Music Venues Are Closing at an Alarming Speed. Can a New Law Save Them?

Via Ken Ishii/Getty Images

For music communities to flourish, cities require clubs, bars and mid-size venues—you know, places where performances can actually happen. Paul McCartney knows this to be true, so the Beatle is throwing his support behind a new planning bill that will, ideally, curb club closures in the U.K. (caused by new real estate coming in and taking over.) It begs the question: Is changing the law the way to save music spaces?

Introduced by the John Speller, a Labour party member, the Agent of Change bill would require developers to consider existing properties (aka established music venues) when building new businesses—like, developers would be responsible for soundproofing their buildings if they’re situated close to these established gig halls.


“If we don’t support music at this level, then the future of music in general is in danger,” said Paul McCartney in a statement about the proposed bill.

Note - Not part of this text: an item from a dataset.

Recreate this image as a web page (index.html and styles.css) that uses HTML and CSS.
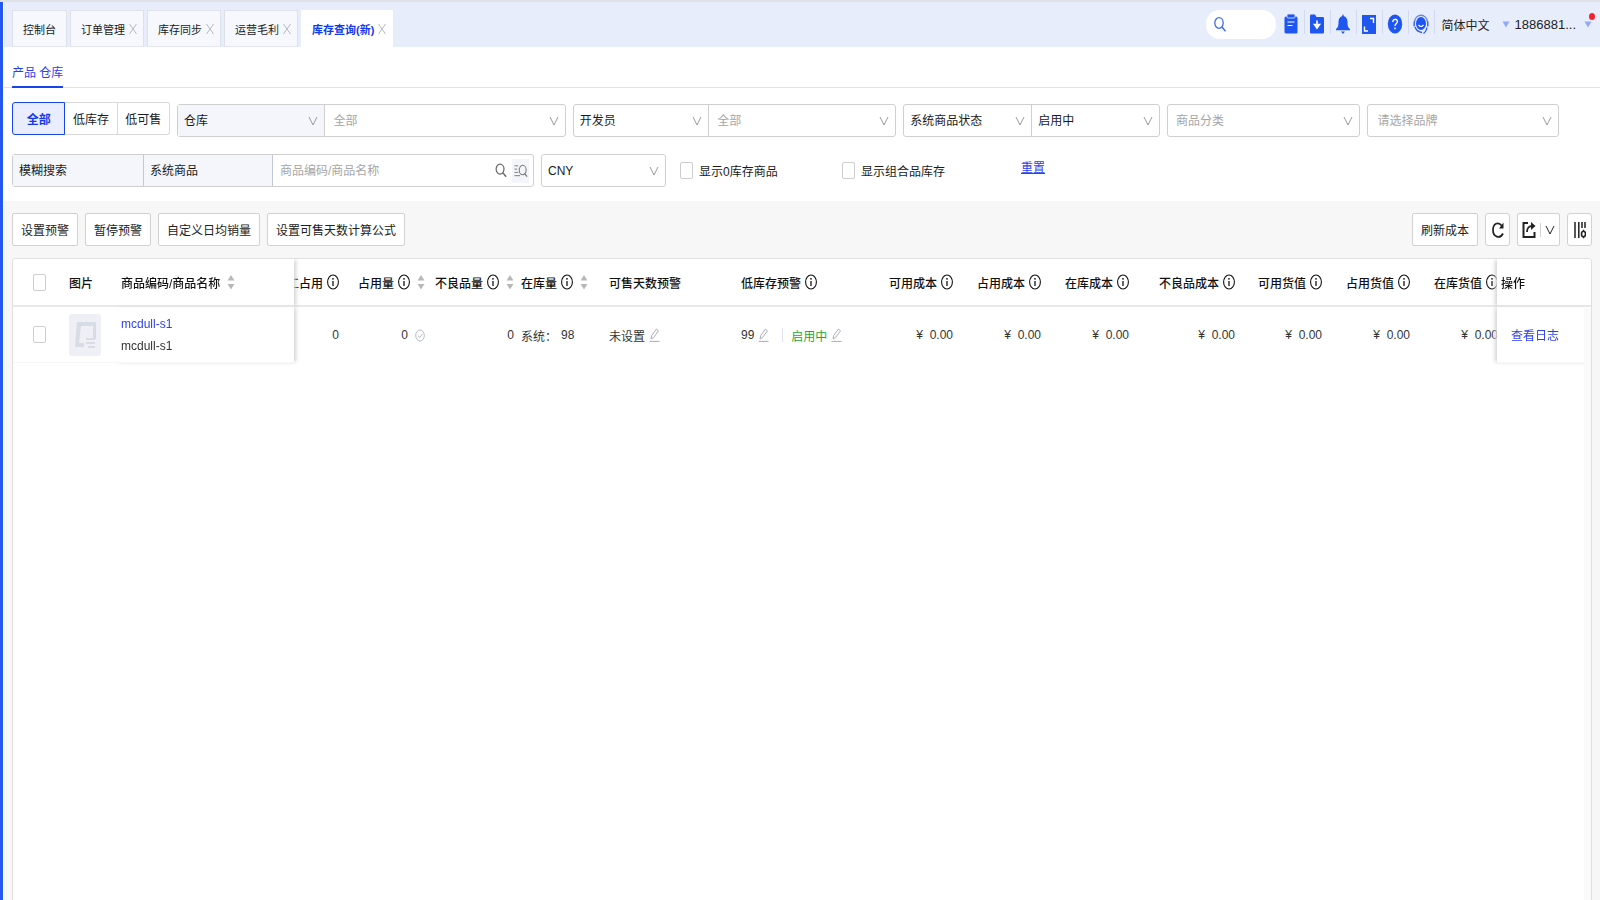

That might sound a little extreme, but there is reasonable concern in London about the sustainability of small-ish, legacy music venues: Some established spots like Free Trade Hall, the Boardwalk, and the Square shuttered in recent years and were early spots for iconic bands like the Clash, Coldplay, and the Sex Pistols.

McCartney isn’t the only musician on board: Chrissie Hynde, founding member of the Pretenders told Sky News, “If small venues shut down, so will England’s unique creative output. It will be like locking up playgrounds at schools. The whole world will suffer, not just England.” Other English acts have joined in: punk hero Billy Bragg, crooner Craig David, the Kinks’ Ray Davies, and Pink Floyd drummer Nick Mason have all pledged their support of the bill.